After a very short pause, the driver then announced that the front doors had jammed open, and the streetcar would not move anytime soon. The car then emptied; some of the passengers who left by the front door expressed sympathy with the driver, while others abused him, the transit system, and the union.

I left with decidedly mixed sympathies. I can understand the position of the TTC; they depend on the fare box. Making fares optional would shut down the system, although, when I got caught in Mississauga at night with my bicycle, a friendly bus driver let me ride with a short fare, even when I offered to put a $5 into the fare box. I sympathize with TTC drivers; they do a necessary but boring job every day, and should not have to worry about abuse. I've also seen TTC employees throw their weight around with people of colour in ways I don't think they would with, say, David Miller.

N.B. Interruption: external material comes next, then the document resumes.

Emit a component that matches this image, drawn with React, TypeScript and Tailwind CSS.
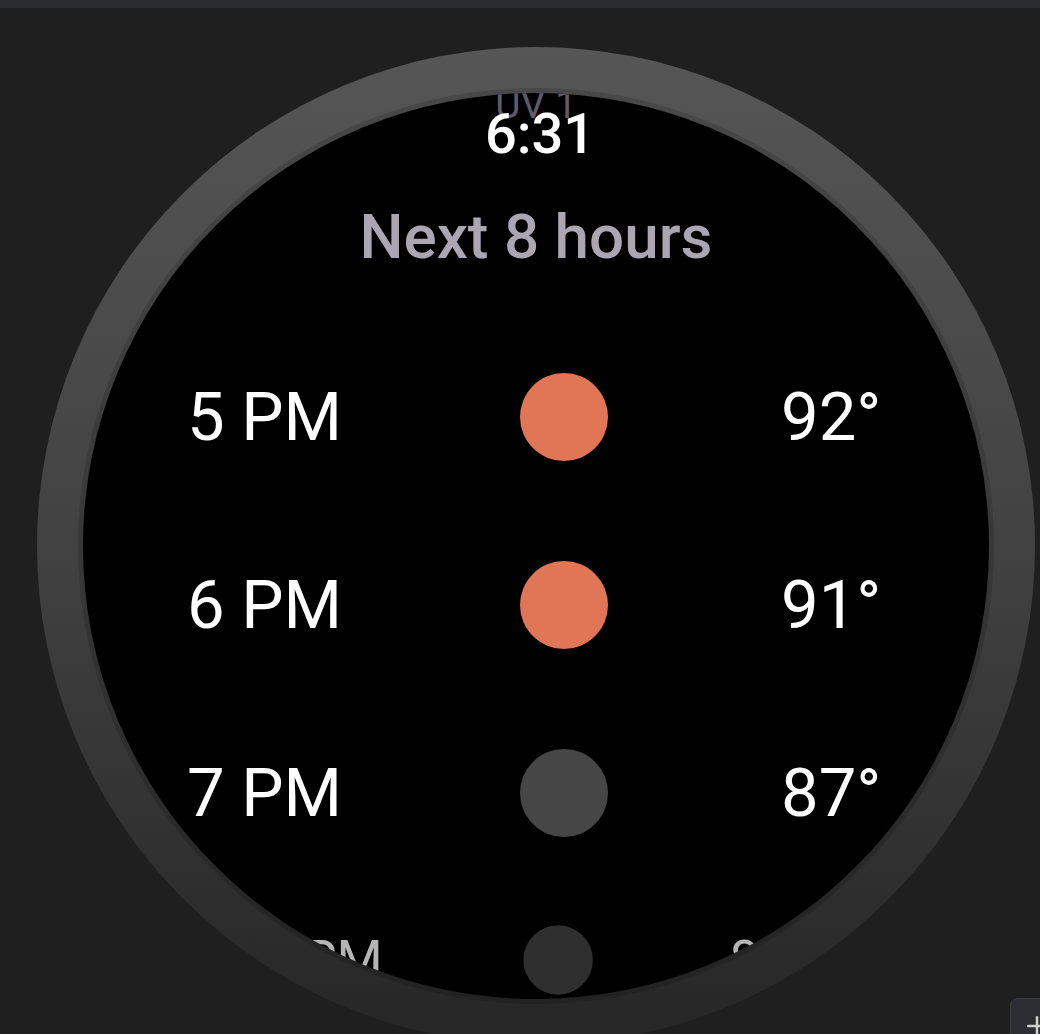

In the end, I didn't much like the way any of us behaved. I didn't like the way I sat and did nothing, I didn't like the way some of my fellow passengers abused the driver, I didn't like the way the driver's insistence on two dollars and nine cents led to an incident that tied up a Toronto street and three streetcars (two that got stuck behind us), and I certainly didn't like the way one arrogant young man shorted the fare without apology or even an attempt at politeness.